Change Of Employer While I-140 Is Pending
Author: New York Employment Immigration attorney Alena Shautsova
Can I change my employer while the process for permanent residency or a green card is not finalized?
The short answer is yes, but it depends on certain circumstances.
An employment based immigration may take years, and even decades. The wait time is determined by the classification of the employee is using to immigrate to the US, and by the employee’s nationality. Also, the process may be extremely complicated with numerous appeals and motions filed, and all these determines the wait time.
To start the process of the employment based Immigration , an employer has to file I 140 form for an employee. Now, an employee may or may not be currently employed for the employer under a different qualification(such as an L1 or H1B) when the process is being started. Some employment positions require that an employer complies with the Department of Labor Regulations first, and file for Labor Certification and go through PERM process.
Now, let’s assume that PERM was successful, and your employer finally filed I 140 form for you. However, due to your country’s quotas’ delays, you cannot file I 485 or an adjustment of status application right now. Can you change your employer?

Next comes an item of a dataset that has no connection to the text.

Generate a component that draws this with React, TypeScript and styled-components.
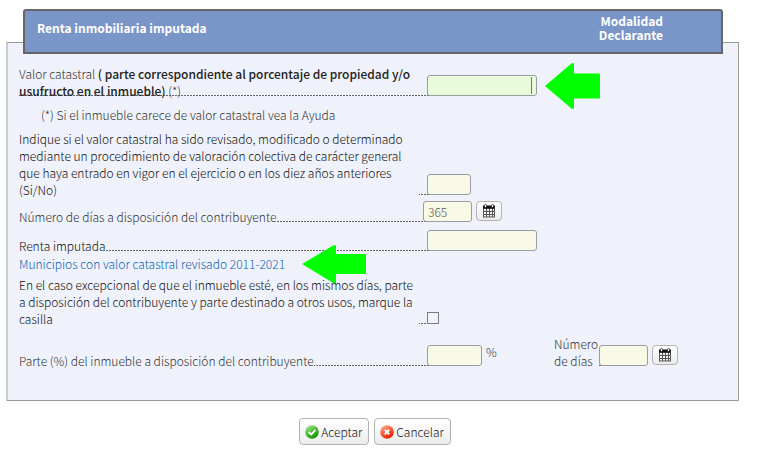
import React from "react";
import styled, { createGlobalStyle, css } from "styled-components";

const panelColor = "#eff2fa";

const GlobalStyle = createGlobalStyle`
  *, *::before, *::after { box-sizing: border-box; }
  body { margin: 0; background: #fff; }
  body, button, input {
    font-family: "Noto Sans CJK SC", "Open Sans", sans-serif;
    font-size: 12px;
    font-weight: 300;
    line-height: 17px;
  }
`;

const Page = styled.main`
  padding: 42px 22px 4px 6px;
  color: #333;
`;

const Panel = styled.section`
  padding: 0 13px 30px 11px;
  background: ${panelColor};
  border: 1px solid #999;
  border-left: 2px solid #ccc;
`;

const Header = styled.header`
  display: flex;
  justify-content: space-between;
  align-items: center;
  height: 45px;
  margin: -34px 2px 11px 4px;
  padding: 0 58px 8px 12px;
  color: #fff;
  background: #7a95c8;
  border: 2px solid #666;
  border-radius: 3px 3px 0 0;
`;

const Title = styled.h1`
  margin: 0;
  font-size: 12px;
  line-height: 17px;
  font-weight: 700;
`;

const Mode = styled.div`
  font-weight: 700;
  line-height: 14px;
  text-align: right;
`;

const Row = styled.div<{ $gap: number }>`
  display: grid;
  grid-template-columns: minmax(0, 412px) 1fr;
  align-items: end;
  margin-top: ${(p) => p.$gap}px;
`;

const Note = styled.p`
  margin: 6px 0 0;
  padding-left: 22px;
`;

const Label = styled.label<{ $dark?: boolean; $narrow?: boolean }>`
  display: flex;
  padding-bottom: 1px;
  color: ${(p) => (p.$dark ? "#111" : "#333")};
  background: repeating-linear-gradient(90deg, #666 0 2px, transparent 2px 3px)
    0 calc(100% - 4px) / 100% 1px no-repeat;
  ${(p) => p.$narrow && css`width: 53px;`}
`;

const LabelText = styled.span<{ $underlined?: boolean; $full?: boolean }>`
  white-space: nowrap;
  background: ${(p) => (p.$underlined ? "transparent" : panelColor)};
  ${(p) => p.$full && css`width: calc(100% - 12px);`}
  b { color: #222; font-weight: 500; }
`;

const Controls = styled.div<{ $wide?: boolean }>`
  display: flex;
  gap: 4px;
  position: relative;
  margin-left: ${(p) => (p.$wide ? -8 : -4)}px;
  padding-bottom: 4px;
`;

const Field = styled.input<{ $width: number; $active?: boolean }>`
  width: ${(p) => p.$width}px;
  height: 21px;
  padding: 0 4px;
  color: #555;
  background: ${(p) =>
    p.$active
      ? "linear-gradient(#777, #777) right 4px center / 1px 17px no-repeat #e8fcdc"
      : "#f9fae6"};
  border: 1px solid #999ca3;
  border-radius: 3px;
  outline: none;
`;

const Check = styled.input`
  appearance: none;
  width: 12px;
  height: 12px;
  margin: 0;
  background: #f2f4f8;
  border: 1px solid #777d88;
`;

const Unit = styled.span`
  line-height: 13px;
`;

const Days = styled.div`
  display: flex;
  align-items: flex-end;
`;

const PartControls = styled.div`
  display: grid;
  grid-template-columns: 123px 1fr;
  align-items: end;
`;

const Button = styled.button`
  display: inline-flex;
  align-items: center;
  justify-content: center;
  gap: 2px;
  height: 27px;
  padding: 0 6px 0 5px;
  color: #111;
  background: linear-gradient(#fff, #ececec);
  border: 1px solid #b3b3b3;
  border-radius: 4px;
`;

const IconButton = styled(Button)`
  width: 26px;
  height: 20px;
  padding: 0;
`;

const Link = styled.a`
  color: #0c62b6;
  text-decoration: none;
`;

const LinkLine = styled.div`
  display: flex;
  position: relative;
  width: fit-content;
`;

const Pointer = styled.svg`
  position: absolute;
  left: calc(100% + 17px);
  top: 50%;
  transform: translateY(-50%);
  fill: #00ff00;
`;

const PointedField = styled.div`
  display: flex;
  position: relative;
  ${Pointer} { left: calc(100% + 8px); }
`;

const Actions = styled.div`
  display: flex;
  justify-content: center;
  gap: 5px;
  margin-top: 17px;
  padding-left: 5px;
`;

const CalendarIcon = () => (
  <svg width="14" height="14" viewBox="0 0 14 14" aria-hidden="true">
    <path d="M1 2h12v11.5H1z" fill="#555" />
    <path d="M1 1.5h12V4.500H1z" fill="#111" />
    <path d="M2 5h2v2H2zM5 5h2v2H5zM8 5h2v2H8zM11 5h1v2h-1zM2 8h2v2H2zM5 8h2v2H5zM8 8h2v2H8zM11 8h1v2h-1zM2 11h2v1.5H2zM5 11h2v1.5H5zM8 11h2v1.5H8zM11 11h1v1.5h-1z" fill="#f4f4f4" />
    <rect x="2.5" y="0.5" width="2" height="3" rx="1" fill="#fff" stroke="#222" strokeWidth="0.8" />
    <rect x="9.5" y="0.5" width="2" height="3" rx="1" fill="#fff" stroke="#222" strokeWidth="0.8" />
  </svg>
);

const AcceptIcon = () => (
  <svg width="14" height="14" viewBox="0 0 14 14" aria-hidden="true">
    <defs>
      <linearGradient id="accept" x1="0" y1="0" x2="0.6" y2="1">
        <stop offset="0" stopColor="#b4e8a0" />
        <stop offset="0.55" stopColor="#4fbd38" />
        <stop offset="1" stopColor="#16920b" />
      </linearGradient>
    </defs>
    <circle cx="7" cy="7" r="6.8" fill="url(#accept)" />
    <path d="M3.6 7 6.2 9.4 10.4 5" fill="none" stroke="#fff" strokeWidth="1.8" />
  </svg>
);

const CancelIcon = () => (
  <svg width="14" height="14" viewBox="0 0 14 14" aria-hidden="true">
    <defs>
      <linearGradient id="cancel" x1="0" y1="0" x2="0.6" y2="1">
        <stop offset="0" stopColor="#ffb9a2" />
        <stop offset="0.55" stopColor="#f85c3a" />
        <stop offset="1" stopColor="#ea1f06" />
      </linearGradient>
    </defs>
    <circle cx="7" cy="7" r="6.8" fill="url(#cancel)" />
    <path d="M4.8 4.8 9.2 9.2M9.2 4.8 4.8 9.2" stroke="#fff" strokeWidth="2" />
  </svg>
);

export default function App() {
  return (
    <>
      <GlobalStyle />
      <Page>
        <Panel>
          <Header>
            <Title>Renta inmobiliaria imputada</Title>
            <Mode>
              Modalidad
              <br />
              Declarante
            </Mode>
          </Header>

          <Row $gap={0}>
            <Label htmlFor="valor">
              <LabelText $underlined>
                Valor catastral <b>( parte correspondiente al porcentaje de propiedad y/o</b>
                <br />
                <b>usufructo en el inmueble)</b> (*)
              </LabelText>
            </Label>
            <Controls>
              <PointedField>
                <Field id="valor" $width={110} $active />
                <Pointer width="55" height="47" viewBox="0 0 55 47" aria-hidden="true">
                  <path d="M0 23.5 27 0.5 29 1V11H54L55 12V36H29V46L27 46.5Z" />
                </Pointer>
              </PointedField>
            </Controls>
          </Row>

          <Note>(*) Si el inmueble carece de valor catastral vea la Ayuda</Note>

          <Row $gap={7}>
            <Label htmlFor="revisado" $dark>
              <LabelText $full>
                Indique si el valor catastral ha sido revisado, modificado o determinado
                <br />
                mediante un procedimiento de valoración colectiva de carácter general
                <br />
                que haya entrado en vigor en el ejercicio o en los diez años anteriores
                <br />
                (Si/No)
              </LabelText>
            </Label>
            <Controls>
              <Field id="revisado" $width={44} />
            </Controls>
          </Row>

          <Row $gap={2}>
            <Label htmlFor="dias">
              <LabelText>Número de días a disposición del contribuyente</LabelText>
            </Label>
            <Controls $wide>
              <Field id="dias" $width={49} defaultValue="365" />
              <IconButton type="button" aria-label="Calendario">
                <CalendarIcon />
              </IconButton>
            </Controls>
          </Row>

          <Row $gap={4}>
            <Label htmlFor="renta" $dark>
              <LabelText>Renta imputada</LabelText>
            </Label>
            <Controls>
              <Field id="renta" $width={110} />
            </Controls>
          </Row>

          <LinkLine>
            <Link href="#municipios">Municipios con valor catastral revisado 2011-2021</Link>
            <Pointer width="64" height="40" viewBox="0 0 64 40" aria-hidden="true">
              <path d="M0 20 32 1 34 1.500V10H64V30H34V39L32 39.500Z" />
            </Pointer>
          </LinkLine>

          <Row $gap={4}>
            <Label htmlFor="casilla" $dark>
              <LabelText $full>
                En el caso excepcional de que el inmueble esté, en los mismos días, parte
                <br />
                a disposición del contribuyente y parte destinado a otros usos, marque la
                <br />
                casilla
              </LabelText>
            </Label>
            <Controls>
              <Check id="casilla" type="checkbox" />
            </Controls>
          </Row>

          <Row $gap={7}>
            <Label htmlFor="parte">
              <LabelText>Parte (%) del inmueble a disposición del contribuyente</LabelText>
            </Label>
            <PartControls>
              <Controls>
                <Field id="parte" $width={55} />
                <Unit>%</Unit>
              </Controls>
              <Days>
                <Label htmlFor="diasParte" $narrow>
                  <LabelText>
                    Número
                    <br />
                    de días
                  </LabelText>
                </Label>
                <Controls $wide>
                  <Field id="diasParte" $width={49} />
                  <IconButton type="button" aria-label="Calendario">
                    <CalendarIcon />
                  </IconButton>
                </Controls>
              </Days>
            </PartControls>
          </Row>
        </Panel>

        <Actions>
          <Button type="button">
            <AcceptIcon />
            Aceptar
          </Button>
          <Button type="button">
            <CancelIcon />
            Cancelar
          </Button>
        </Actions>
      </Page>
    </>
  );
}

Not really, the petition will still be valid only if the new employer is a successor in interest for the old one. First, however, remember that in this situation you have to make sure that your status that your hold will continue and you will not fall out of status which will make you ineligible for adjustment of status.
Now, to be able to change your employer and continue the employment immigration process, you need to make sure that if you are leaving the sponsoring employer, it will not withdraw the I 140, because the withdrawal “kills” the petition and its priority date. The real question in a situation like this will be the validity of the underlying Labor Certification approval (“LC”), and the employee will be able to use the approved LC if an employer files an emended or duplicate I 140, when an employer has to file a new petition or successor in interest petition, the same employer is filing a new petition due to denial, when the amended petition requests a new classification, or where the I 140 was lost.
Otherwise, a new employer must start the process from scratch.
Now, if the adjustment of status application is pending for at least 180 days, than you may have a chance of preserving the earlier filed I 140 if it was not withdrawn before the 180 days or revoked/denied by USCIS at any time (usually due to fraud).
A new job, however, has to be in the same or similar occupational classification. To determine if it is so, one has to turn to SOC system. By the way, 180 days start running here from the time the employment is terminated, and not from the time I 140 was pending.
The approval of I 140 is a must prior to granting portability. What will happen, is that a USCIS officer will have to see if the I 140 was approvable within the 180 days. If yes, then they will proceed with the adjudication of I 485, if not, then they will issue a denial.
An employee confirms that the occupation is the same or similar by presenting documents from the ne employer.